List, from the lines below, each one with "code" in it.

* * *

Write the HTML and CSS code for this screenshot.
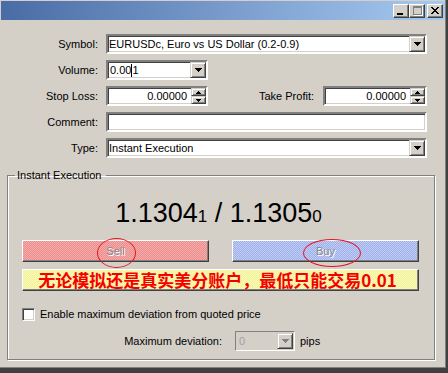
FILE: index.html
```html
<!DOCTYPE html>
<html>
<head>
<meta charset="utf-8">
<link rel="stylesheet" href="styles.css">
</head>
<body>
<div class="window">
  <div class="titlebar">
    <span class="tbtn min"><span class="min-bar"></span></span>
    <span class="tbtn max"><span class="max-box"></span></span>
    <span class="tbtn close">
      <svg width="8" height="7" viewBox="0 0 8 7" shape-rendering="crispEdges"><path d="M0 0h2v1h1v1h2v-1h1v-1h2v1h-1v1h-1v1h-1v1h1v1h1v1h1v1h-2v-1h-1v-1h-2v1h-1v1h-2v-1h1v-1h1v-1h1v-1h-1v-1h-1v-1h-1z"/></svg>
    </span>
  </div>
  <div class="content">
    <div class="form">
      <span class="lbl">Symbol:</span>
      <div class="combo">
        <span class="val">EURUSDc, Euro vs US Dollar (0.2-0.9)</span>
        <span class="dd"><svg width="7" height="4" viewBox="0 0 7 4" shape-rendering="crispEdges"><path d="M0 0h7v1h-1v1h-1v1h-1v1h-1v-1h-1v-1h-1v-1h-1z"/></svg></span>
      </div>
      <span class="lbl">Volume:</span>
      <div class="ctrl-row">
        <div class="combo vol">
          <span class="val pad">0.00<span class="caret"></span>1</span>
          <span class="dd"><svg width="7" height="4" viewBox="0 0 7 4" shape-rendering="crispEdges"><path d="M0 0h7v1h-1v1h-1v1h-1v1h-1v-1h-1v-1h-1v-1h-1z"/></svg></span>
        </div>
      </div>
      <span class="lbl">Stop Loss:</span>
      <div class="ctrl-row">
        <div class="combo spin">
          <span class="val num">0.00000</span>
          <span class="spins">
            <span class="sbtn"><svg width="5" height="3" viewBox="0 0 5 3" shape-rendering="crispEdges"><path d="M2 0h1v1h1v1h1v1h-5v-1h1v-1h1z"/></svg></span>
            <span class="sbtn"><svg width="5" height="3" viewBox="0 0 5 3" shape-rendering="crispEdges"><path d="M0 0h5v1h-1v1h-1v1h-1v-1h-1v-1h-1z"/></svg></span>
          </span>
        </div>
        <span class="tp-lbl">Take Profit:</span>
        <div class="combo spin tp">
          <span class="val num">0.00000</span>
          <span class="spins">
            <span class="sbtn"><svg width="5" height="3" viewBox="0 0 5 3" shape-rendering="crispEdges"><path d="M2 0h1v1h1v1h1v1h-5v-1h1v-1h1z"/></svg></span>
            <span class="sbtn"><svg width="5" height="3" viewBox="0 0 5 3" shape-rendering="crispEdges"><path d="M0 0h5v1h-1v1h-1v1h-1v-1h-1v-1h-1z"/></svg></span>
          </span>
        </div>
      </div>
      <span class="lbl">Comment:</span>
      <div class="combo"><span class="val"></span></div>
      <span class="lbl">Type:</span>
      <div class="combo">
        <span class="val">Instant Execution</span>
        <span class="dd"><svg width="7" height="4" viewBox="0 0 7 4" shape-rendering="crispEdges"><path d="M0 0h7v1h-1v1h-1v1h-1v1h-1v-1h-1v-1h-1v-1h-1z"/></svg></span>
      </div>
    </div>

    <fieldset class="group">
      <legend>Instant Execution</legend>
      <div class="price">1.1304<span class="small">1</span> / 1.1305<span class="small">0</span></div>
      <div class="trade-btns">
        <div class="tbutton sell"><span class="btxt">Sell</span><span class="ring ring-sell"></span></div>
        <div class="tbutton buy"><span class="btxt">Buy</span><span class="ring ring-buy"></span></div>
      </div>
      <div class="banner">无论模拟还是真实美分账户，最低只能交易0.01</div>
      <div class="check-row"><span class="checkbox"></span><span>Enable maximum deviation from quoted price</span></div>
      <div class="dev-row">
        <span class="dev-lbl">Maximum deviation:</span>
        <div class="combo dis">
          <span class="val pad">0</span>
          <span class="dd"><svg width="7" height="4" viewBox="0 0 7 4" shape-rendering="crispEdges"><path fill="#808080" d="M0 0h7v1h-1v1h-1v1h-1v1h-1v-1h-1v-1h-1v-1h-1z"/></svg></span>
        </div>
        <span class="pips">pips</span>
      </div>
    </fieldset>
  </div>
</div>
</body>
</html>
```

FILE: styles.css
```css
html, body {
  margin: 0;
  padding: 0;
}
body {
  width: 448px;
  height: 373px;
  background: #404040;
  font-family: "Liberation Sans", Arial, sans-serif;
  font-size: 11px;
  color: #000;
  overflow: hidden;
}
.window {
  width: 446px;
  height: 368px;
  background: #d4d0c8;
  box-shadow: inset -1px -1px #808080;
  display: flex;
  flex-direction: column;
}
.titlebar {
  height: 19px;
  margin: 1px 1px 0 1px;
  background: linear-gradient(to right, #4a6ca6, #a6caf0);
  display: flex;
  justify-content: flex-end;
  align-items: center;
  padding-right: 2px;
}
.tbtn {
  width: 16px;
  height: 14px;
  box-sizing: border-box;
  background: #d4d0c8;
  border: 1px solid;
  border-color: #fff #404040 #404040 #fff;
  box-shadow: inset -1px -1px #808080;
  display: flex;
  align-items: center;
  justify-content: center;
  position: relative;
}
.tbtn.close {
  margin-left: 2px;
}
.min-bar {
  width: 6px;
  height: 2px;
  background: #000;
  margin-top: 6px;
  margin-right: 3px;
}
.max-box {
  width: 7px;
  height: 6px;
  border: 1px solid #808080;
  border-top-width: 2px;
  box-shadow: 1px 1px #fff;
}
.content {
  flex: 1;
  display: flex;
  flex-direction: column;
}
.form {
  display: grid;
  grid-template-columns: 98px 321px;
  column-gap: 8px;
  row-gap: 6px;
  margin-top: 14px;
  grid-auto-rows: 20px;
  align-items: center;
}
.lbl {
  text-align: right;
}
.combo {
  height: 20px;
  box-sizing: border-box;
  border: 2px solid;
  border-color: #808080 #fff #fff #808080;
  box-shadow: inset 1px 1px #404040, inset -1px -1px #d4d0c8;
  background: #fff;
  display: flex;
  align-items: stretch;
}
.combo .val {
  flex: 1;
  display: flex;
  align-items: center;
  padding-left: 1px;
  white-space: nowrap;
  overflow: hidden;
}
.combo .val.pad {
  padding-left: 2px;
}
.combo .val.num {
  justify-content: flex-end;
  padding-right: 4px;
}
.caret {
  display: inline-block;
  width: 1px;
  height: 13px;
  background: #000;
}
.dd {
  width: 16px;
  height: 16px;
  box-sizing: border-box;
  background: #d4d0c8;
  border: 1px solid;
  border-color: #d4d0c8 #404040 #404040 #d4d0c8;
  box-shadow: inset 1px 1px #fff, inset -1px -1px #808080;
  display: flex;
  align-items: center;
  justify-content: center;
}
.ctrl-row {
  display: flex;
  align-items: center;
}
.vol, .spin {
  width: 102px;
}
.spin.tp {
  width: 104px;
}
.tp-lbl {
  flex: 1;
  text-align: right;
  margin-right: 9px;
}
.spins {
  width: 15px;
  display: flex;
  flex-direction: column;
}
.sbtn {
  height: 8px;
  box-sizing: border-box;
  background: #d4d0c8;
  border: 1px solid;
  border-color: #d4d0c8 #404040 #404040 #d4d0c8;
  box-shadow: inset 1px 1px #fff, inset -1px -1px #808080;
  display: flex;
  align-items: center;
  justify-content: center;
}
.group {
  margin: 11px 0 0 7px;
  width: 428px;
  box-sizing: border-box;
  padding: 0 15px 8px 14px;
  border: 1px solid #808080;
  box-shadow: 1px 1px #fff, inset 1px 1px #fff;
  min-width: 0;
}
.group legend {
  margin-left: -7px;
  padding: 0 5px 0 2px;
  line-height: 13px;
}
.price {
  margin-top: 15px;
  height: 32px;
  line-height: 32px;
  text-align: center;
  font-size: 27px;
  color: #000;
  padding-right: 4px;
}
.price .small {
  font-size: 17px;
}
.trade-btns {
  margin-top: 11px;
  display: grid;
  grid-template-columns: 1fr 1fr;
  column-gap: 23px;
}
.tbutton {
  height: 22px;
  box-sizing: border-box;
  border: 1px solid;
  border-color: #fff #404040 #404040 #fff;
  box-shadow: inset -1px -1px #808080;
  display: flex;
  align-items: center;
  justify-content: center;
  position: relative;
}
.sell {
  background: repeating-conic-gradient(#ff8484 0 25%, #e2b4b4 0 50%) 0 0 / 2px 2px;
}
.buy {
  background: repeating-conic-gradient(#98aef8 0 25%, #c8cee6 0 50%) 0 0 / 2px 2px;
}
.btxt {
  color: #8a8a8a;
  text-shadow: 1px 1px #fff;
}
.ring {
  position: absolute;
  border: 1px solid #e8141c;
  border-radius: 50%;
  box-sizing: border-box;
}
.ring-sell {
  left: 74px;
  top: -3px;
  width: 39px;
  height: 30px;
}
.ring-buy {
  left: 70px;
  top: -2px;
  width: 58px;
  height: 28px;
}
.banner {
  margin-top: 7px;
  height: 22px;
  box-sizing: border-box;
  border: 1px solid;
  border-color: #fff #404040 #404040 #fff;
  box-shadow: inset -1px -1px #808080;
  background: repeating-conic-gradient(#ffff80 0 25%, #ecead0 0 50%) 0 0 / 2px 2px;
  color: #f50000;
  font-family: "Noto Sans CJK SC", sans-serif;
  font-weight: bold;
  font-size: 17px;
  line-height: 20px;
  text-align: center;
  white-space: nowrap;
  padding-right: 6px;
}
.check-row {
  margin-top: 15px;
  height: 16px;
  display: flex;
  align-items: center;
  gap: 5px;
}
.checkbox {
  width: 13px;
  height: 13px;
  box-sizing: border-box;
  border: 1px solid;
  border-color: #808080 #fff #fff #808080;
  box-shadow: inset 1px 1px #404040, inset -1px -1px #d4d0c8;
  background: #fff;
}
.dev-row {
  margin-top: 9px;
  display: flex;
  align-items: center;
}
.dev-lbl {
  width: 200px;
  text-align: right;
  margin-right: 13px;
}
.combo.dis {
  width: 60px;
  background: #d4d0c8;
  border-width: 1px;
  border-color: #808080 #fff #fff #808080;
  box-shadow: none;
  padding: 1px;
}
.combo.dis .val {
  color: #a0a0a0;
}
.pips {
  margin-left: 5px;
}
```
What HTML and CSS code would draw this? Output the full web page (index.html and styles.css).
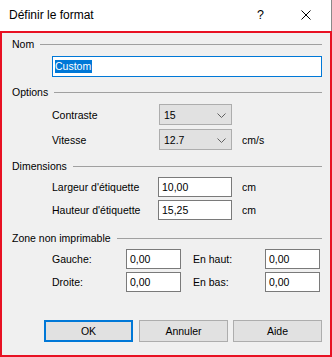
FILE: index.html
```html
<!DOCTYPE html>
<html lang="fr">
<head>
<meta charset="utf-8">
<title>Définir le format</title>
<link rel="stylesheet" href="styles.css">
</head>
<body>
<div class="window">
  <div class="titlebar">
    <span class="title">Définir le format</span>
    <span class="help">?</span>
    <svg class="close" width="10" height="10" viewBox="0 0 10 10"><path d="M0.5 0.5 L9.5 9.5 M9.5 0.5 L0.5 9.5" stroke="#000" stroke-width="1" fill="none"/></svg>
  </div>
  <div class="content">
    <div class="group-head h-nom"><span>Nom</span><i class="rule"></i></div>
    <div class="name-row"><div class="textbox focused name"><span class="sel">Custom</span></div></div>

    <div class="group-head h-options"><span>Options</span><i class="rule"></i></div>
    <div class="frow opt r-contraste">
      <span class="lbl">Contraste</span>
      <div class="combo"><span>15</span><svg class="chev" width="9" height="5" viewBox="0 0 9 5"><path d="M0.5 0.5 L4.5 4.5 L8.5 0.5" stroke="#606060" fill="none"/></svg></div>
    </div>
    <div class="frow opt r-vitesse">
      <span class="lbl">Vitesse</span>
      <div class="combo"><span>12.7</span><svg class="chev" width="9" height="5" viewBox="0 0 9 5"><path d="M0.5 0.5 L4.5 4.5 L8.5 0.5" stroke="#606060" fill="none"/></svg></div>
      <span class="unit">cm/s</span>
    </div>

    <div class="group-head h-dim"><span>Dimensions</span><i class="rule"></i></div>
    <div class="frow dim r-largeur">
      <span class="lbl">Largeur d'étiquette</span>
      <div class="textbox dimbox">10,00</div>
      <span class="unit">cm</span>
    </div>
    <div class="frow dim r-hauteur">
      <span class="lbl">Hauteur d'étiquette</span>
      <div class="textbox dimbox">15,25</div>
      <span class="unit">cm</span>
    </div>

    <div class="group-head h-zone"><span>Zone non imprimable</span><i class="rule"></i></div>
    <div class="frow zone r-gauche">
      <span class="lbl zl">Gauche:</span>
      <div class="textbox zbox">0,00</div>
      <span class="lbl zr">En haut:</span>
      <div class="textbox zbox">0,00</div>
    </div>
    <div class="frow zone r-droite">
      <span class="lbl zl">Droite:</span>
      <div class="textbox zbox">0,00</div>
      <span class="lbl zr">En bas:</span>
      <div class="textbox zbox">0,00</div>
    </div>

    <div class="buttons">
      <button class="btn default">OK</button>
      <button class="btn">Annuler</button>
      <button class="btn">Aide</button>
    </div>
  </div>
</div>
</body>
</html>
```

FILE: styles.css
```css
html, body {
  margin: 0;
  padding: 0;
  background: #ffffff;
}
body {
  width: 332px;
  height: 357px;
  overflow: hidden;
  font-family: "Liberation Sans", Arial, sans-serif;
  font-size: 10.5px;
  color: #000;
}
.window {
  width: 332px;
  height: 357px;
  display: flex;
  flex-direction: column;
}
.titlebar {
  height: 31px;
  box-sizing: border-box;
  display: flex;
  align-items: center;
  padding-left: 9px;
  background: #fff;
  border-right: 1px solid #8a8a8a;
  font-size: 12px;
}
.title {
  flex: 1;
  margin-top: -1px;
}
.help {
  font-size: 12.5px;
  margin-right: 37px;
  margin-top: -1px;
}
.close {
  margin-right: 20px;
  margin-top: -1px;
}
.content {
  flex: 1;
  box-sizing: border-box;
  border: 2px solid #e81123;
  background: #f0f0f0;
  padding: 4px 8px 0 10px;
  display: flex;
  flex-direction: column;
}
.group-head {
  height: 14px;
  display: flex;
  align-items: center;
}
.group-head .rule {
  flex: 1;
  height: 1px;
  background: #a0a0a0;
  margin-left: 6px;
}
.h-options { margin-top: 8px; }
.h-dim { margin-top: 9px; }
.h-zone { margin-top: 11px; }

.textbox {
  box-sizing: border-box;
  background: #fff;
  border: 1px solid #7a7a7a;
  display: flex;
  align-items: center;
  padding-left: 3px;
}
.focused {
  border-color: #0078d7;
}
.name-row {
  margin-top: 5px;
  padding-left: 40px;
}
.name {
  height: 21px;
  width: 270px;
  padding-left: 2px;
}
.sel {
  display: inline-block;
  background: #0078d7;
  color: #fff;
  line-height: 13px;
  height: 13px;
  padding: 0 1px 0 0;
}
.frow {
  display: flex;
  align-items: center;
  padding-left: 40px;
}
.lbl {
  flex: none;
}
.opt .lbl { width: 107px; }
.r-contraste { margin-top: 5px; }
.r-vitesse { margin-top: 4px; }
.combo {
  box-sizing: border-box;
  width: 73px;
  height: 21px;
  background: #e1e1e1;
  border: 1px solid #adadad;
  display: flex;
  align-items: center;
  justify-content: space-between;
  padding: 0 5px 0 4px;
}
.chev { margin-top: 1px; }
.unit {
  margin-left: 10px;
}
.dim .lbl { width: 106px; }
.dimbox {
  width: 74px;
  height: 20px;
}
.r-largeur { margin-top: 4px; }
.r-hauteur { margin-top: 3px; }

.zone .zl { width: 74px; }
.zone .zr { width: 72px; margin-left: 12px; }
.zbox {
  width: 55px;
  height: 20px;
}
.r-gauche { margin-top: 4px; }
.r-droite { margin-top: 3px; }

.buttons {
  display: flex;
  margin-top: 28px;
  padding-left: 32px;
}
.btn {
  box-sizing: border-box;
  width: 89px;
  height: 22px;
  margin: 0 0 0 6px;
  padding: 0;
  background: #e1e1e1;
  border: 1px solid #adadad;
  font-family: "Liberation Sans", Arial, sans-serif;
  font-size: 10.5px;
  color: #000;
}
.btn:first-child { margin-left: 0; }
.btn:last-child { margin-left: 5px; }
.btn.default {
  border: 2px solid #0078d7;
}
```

* * *

▶ [RESPONSE TO THE EXERCISE]
Write the HTML and CSS code for this screenshot.
What HTML and CSS code would draw this? Output the full web page (index.html and styles.css).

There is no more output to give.